Much to the chagrin of their envious colleagues, the SDL team which is focused on the Valve Global Information Management program devotes a proportion of their work time to playing and absorbing the Valve games. Being thoroughly immersed in the games themselves means they can combine their language skills and subject matter expertise to produce translations of the highest accuracy and quality. The translators also receive regular training on linguistic procedures, to ensure that they approach all their tasks in the most effective manner. Regular feedback on the quality of the work also helps sharpen their reflexes.
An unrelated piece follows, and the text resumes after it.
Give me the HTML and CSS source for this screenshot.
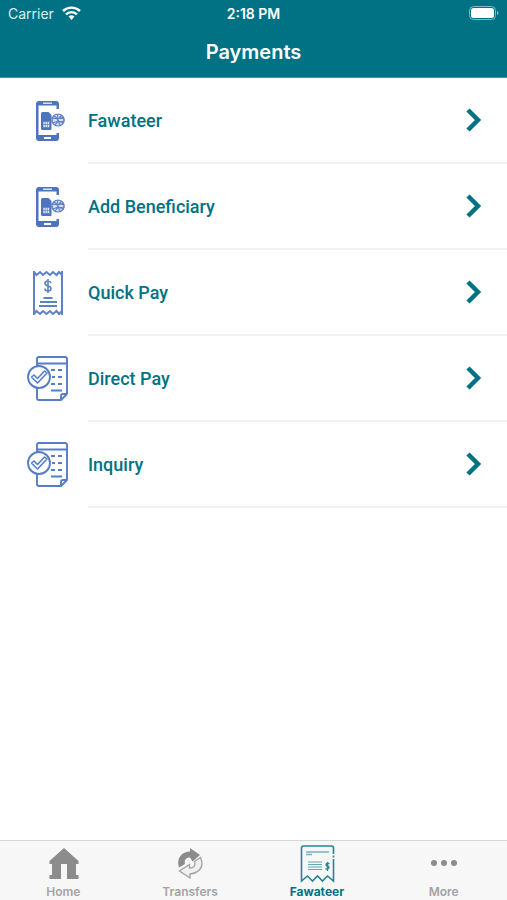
FILE: index.html
```
<!DOCTYPE html>
<html lang="en">
<head>
    <meta charset="UTF-8">
    <meta name="viewport" content="width=device-width, initial-scale=1.0">
    <title>Payments</title>
    <link rel="stylesheet" href="styles.css">
</head>
<body>

    <!-- shared icons -->
    <svg class="sprite" aria-hidden="true">
        <symbol id="icon-phone" viewBox="-7 0 44 48">
            <path d="M26 12V7a3 3 0 0 0-3-3H6a3 3 0 0 0-3 3v34a3 3 0 0 0 3 3H23a3 3 0 0 0 3-3V36h-2.500v2H5.500V8.500h18V12z" fill="#4f74bd"/>
            <path d="M10 6.200h9" stroke="#fff" stroke-width="1.200"/>
            <path d="M11 41h7" stroke="#fff" stroke-width="2"/>
            <path d="M9.500 15h6l3 3V32a1 1 0 0 1-1 1h-8a1.500 1.500 0 0 1-1.500-1.500v-15A1.500 1.500 0 0 1 9.500 15z" fill="#4f74bd"/>
            <path d="M10 24.500h6.500v6H10zM10 27.500h6.500M12.200 24.500v6M14.400 24.500v6" fill="#dfe6f5" stroke="#4f74bd" stroke-width=".6"/>
            <g fill="none" stroke="#5f80c4">
                <circle cx="25" cy="23" r="6" fill="#d5def1" stroke-width="1.200"/>
                <path d="M19 21l6 1 6-2M20 26l5-2 6 2M21 19l4 3 4-4M25 17l-1 5 3 6M22 28l4-5" stroke-width="1.100"/>
                <path d="M17 21h4M17 24h3M27 21l5 1M26 25l6-1"/>
            </g>
        </symbol>
        <symbol id="icon-bill" viewBox="-2 0 44 48">
            <g fill="none" stroke="#5c82c7" stroke-width="2">
                <path d="M6 2v44M34 2v44"/>
                <path d="M6 3l2.500 3L12 3l3 3 3.500-3L22 6l3-3 3.500 3L31 3l3 3M6 45l2.500-3 3.500 3 3-3 3.500 3 3.500-3 3 3 3.500-3 2.500 3 3-3"/>
                <path d="M15.500 29h9M12 33h17M11 37h18"/>
                <path d="M23 14c-.5-1.500-1.500-2-3-2-2 0-3 1-3 2.500 0 3.500 6 1.500 6 5 0 1.500-1 2.500-3 2.500s-3-1-3-2.500M20 10v14" stroke-width="1.600"/>
            </g>
        </symbol>
        <symbol id="icon-check-list" viewBox="0 0 44 48">
            <g fill="none" stroke="#567dc5" stroke-width="1.900" stroke-linejoin="round">
                <path d="M11 12V4a2 2 0 0 1 2-2h26a2 2 0 0 1 2 2v35l-6 6H13a2 2 0 0 1-2-2V33M11 8.500h30M35 45v-4a2 2 0 0 1 2-2h4"/>
                <circle cx="13" cy="22" r="11"/>
                <path d="M5.500 22l2.500-2 3.500 3.500 7-7.500 2.500 2-9.500 10z" stroke-width="1.600"/>
                <path d="M25 15h4M32 15h4M26 22h3M32 22h4M25 29h4M32 29h4M25 35.500h11"/>
            </g>
        </symbol>
        <symbol id="icon-chevron" viewBox="0 0 18 26">
            <path d="M3 3l10 10L3 23" fill="none" stroke="#017284" stroke-width="4.500"/>
        </symbol>
    </svg>

    <header class="top-bar">
        <div class="status">
            <div class="carrier">
                <span>Carrier</span>
                <svg width="19" height="14" viewBox="0 0 19 14" aria-label="Wi-Fi">
                    <g fill="none" stroke="#fff" stroke-width="2.400">
                        <path d="M1 5a12.500 12.500 0 0 1 17 0"/>
                        <path d="M4 8.300a8 8 0 0 1 11 0"/>
                    </g>
                    <path d="M6.500 10.500a4.500 4.500 0 0 1 6 0L9.500 14z" fill="#fff"/>
                </svg>
            </div>
            <time>2:18 PM</time>
            <svg class="battery" width="30" height="14" viewBox="0 0 30 14" aria-label="Battery">
                <rect x=".5" y=".5" width="26" height="13" rx="4" fill="none" stroke="#7fb8c1"/>
                <rect x="2" y="2" width="23" height="10" rx="2.500" fill="#fff"/>
                <path d="M28 5c2 .5 2 3.500 0 4z" fill="#7fb8c1"/>
            </svg>
        </div>
        <h1>Payments</h1>
    </header>

    <main>
        <ul class="menu">
            <li>
                <a href="#fawateer">
                    <svg class="icon"><use href="#icon-phone"/></svg>
                    <span class="label">Fawateer<svg class="chevron"><use href="#icon-chevron"/></svg></span>
                </a>
            </li>
            <li>
                <a href="#add-beneficiary">
                    <svg class="icon"><use href="#icon-phone"/></svg>
                    <span class="label">Add Beneficiary<svg class="chevron"><use href="#icon-chevron"/></svg></span>
                </a>
            </li>
            <li>
                <a href="#quick-pay">
                    <svg class="icon"><use href="#icon-bill"/></svg>
                    <span class="label">Quick Pay<svg class="chevron"><use href="#icon-chevron"/></svg></span>
                </a>
            </li>
            <li>
                <a href="#direct-pay">
                    <svg class="icon"><use href="#icon-check-list"/></svg>
                    <span class="label">Direct Pay<svg class="chevron"><use href="#icon-chevron"/></svg></span>
                </a>
            </li>
            <li>
                <a href="#inquiry">
                    <svg class="icon"><use href="#icon-check-list"/></svg>
                    <span class="label">Inquiry<svg class="chevron"><use href="#icon-chevron"/></svg></span>
                </a>
            </li>
        </ul>
    </main>

    <nav class="tabs">
        <a href="#home">
            <svg width="36" height="40" viewBox="0 0 36 40">
                <path d="M19 4l14.500 13v3H31v11h2.500v4H22V20h-6v15H4.500v-4H7V20H4.500v-3z" fill="#8c8c8c"/>
            </svg>
            <span>Home</span>
        </a>
        <a href="#transfers">
            <svg width="36" height="40" viewBox="0 0 36 40">
                <path d="M7 23.500C4 14 10 7.500 18 7.500V4l10 7-7.500 6.500-2.500-4c-4 0-6 2.500-5 6.500z" fill="#8c8c8c"/>
                <path d="M28.500 13.500c4 9-1 15.500-10.500 16.500v4L7.500 27l10-6.500V24c4.500 0 6.500-3 5-6.500z" fill="#f1f1f1" stroke="#a5a5a5" stroke-width="1.400"/>
            </svg>
            <span>Transfers</span>
        </a>
        <a href="#fawateer" class="active" aria-current="page">
            <svg width="36" height="40" viewBox="0 0 36 40">
                <g fill="none" stroke="#268590" stroke-width="1.600">
                    <path d="M34.500 10V4a2 2 0 0 0-2-2h-28a2 2 0 0 0-2 2v33l6-5 5 5 5-5 5 5 5-5 6 5V15M34.500 11.500v2"/>
                    <path d="M7 8h23M7 10.500h6" stroke="#75b3bb" stroke-width="1.400"/>
                    <path d="M9 18h14M9 20.500h14M9 23h14M9 25.500h14" stroke="#62a8b1" stroke-width="1.200"/>
                    <path d="M30.500 19.500h-2c-2 0-2 2.500 0 2.500s2 3 0 3h-2M28.500 18v9" stroke-width="1.300"/>
                </g>
            </svg>
            <span>Fawateer</span>
        </a>
        <a href="#more">
            <svg width="36" height="40" viewBox="0 0 36 40" fill="#8c8c8c">
                <circle cx="8" cy="19" r="3"/>
                <circle cx="18" cy="19" r="3"/>
                <circle cx="28" cy="19" r="3"/>
            </svg>
            <span>More</span>
        </a>
    </nav>

</body>
</html>
```
FILE: styles.css
```
* {
    box-sizing: border-box;
}
body {
    margin: 0;
    min-height: 100vh;
    display: flex;
    flex-direction: column;
    background-color: #fff;
    font-family: Inter, "Liberation Sans", sans-serif;
}
a {
    color: inherit;
    text-decoration: none;
}
.sprite {
    display: none;
}
.top-bar {
    background-color: #017284;
    border-bottom: 1px solid #3d95a2;
    color: #fff;
    padding-bottom: 11px;
}
.status {
    display: grid;
    grid-template-columns: 1fr auto 1fr;
    align-items: center;
    height: 26px;
    padding: 0 8px;
    font-size: 14px;
}
.carrier {
    display: flex;
    align-items: center;
    gap: 8px;
    color: #dceef0;
}
.status time {
    font-size: 14px;
    font-weight: 600;
}
.battery {
    justify-self: end;
}
h1 {
    margin: 12px 0 0;
    font-size: 20px;
    font-weight: 600;
    line-height: 28px;
    text-align: center;
}
main {
    flex: 1;
}
.menu {
    list-style: none;
    margin: 0;
    padding: 0;
}
.menu a {
    display: flex;
    align-items: center;
    height: 86px;
    padding-left: 26px;
    gap: 18px;
}
.icon {
    width: 44px;
    height: 48px;
    flex: none;
}
.label {
    flex: 1;
    align-self: stretch;
    display: flex;
    align-items: center;
    justify-content: space-between;
    padding-right: 24px;
    border-bottom: 2px solid #f1f1f1;
    font-family: Roboto, "Liberation Sans", sans-serif;
    font-size: 18px;
    font-weight: 500;
    color: #017284;
}
.chevron {
    width: 18px;
    height: 26px;
}
.tabs {
    display: grid;
    grid-template-columns: repeat(4, 1fr);
    border-top: 1px solid #d8d8d8;
    background-color: #f7f7f7;
    color: #a3a3a3;
    font-size: 12px;
    font-weight: 600;
    line-height: 16px;
}
.tabs a {
    display: flex;
    flex-direction: column;
    align-items: center;
    padding: 3px 0 0;
}
.tabs .active {
    color: #017284;
    font-weight: 700;
}
```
Audio translation services
For some of the languages—such as the translation of games into French, Spanish and German—Valve has engaged SDL to provide audio translation services. SDL has reviewed and selected voiceover artists to record the dialogue, booked the studios, and managed the recordings. Upon completion, they have also used their stringent linguistic quality assurance processes to ensure that every voiceover is fully validated before hand-off to Valve. “Our team is really relaxed about SDL managing all this. We’ve worked with SDL for so long, and their track record is so strong, that we have no concerns whatsoever about handing over such an important task as this to their team,” says McClure.
SDL has also translated Valve’s Steam websites into 19 languages. “Website translation demands a very high degree of accuracy, specialist cultural knowledge and a high level of organization. With the internet being one of our most important go-to-market channels, SDL has helped Value develop a global internet presence by localizing the entire website,” McClure adds.
The localization work that SDL completed for the launch of the new Half-Life 2, Episode Two, sums up the quality of the relationship between the two companies. SDL had previously managed the successful localization of the original version of Half-Life 2 into 9 languages. Then, to support the launch of Valve’s The Orange Box—which packs three top-rated new games for the price of a regular game—the company realized it needed to quickly translate two of the games into six new languages: Norwegian, Finnish, Dutch, Swedish, Polish, and Danish. Collectively, these two games amounted to 25 hours of gaming material, all of which needed to be localized in these new languages in only two weeks. “SDL accomplished this unprecedented task,” says McClure. “We gave them a huge challenge to resolve in an incredibly short space of time, but they managed to complete all the languages on time, on budget and to a standard which reflected the very high standards gamers expect of our product portfolio.”
McClure concludes, “To understand how important we consider the relationship with SDL, you only need to consider the scale of responsibility we’re placing with the company,” says Steve. “Valve has created some of the world’s most popular and successful games—and that continued global success rests on providing consistently high-quality, timely, localized versions of the games. We trust SDL to manage our end-to-end Global Information Management process and the quality of work they do is reflected in how well our games are received around the world.”